End of Year

As I sit here and think about the year 2024 and everything that has happened in my life. I learned so much about family, friends and myself too. I know there is a lot to be great for, but there is this that I will have to change in the up coming year. Change is not always good for everyone that is involved but sometimes hard choices have to be made.

I have learned that I have people I can count on no matter what and there are others I have to let go because you can count on them or they are not there when you need them the most. It’s hard when you have to choice but life is not always what it seems. You make time for the one that you care about and want in your life. I know that is not always easy but if you care and want them there you make an effort to make it happen.

I have also learned I have changed what I like and don’t and want to make a difference in this world. I want to give back and make the most of each day of my life. I know this is going to be all on me, but I am willing to make the effort to know that I can do it. I want to learn more about what I am good at and what I want to work on. Change has its good side and it is bad but if you do it for yourself you know that it has to be right.

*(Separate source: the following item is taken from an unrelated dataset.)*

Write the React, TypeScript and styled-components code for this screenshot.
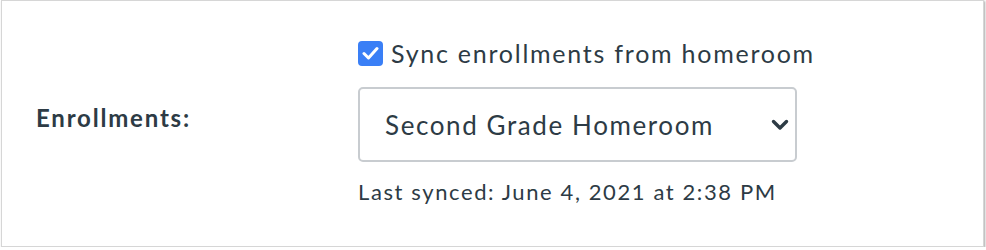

I am also going to keep going on this journey and that change I make and let you know how I am doing. I know it is never easy at the beginning but it is now or never. I know that I will have hard times but I will make the most of them and work thru them all.

I am going to take one day at a time and enjoy life a little more and have some fun in the meantime. Learn more about healthy ways I can eat and learn new things at the same time. I know that some people would call this a new year resolution but not me. Most people make them and they are short term. I am making changes and growing into someone that enjoys life more.

My health means a lot and that is one thing that I need to work on the most, because I had a rough year with that. I am ready to take the steps and change what I can and hopefully feel better and more energy.

I want to wish all the people that have followed me with this journey and will continue because 2025 is coming up quickly and I am ready.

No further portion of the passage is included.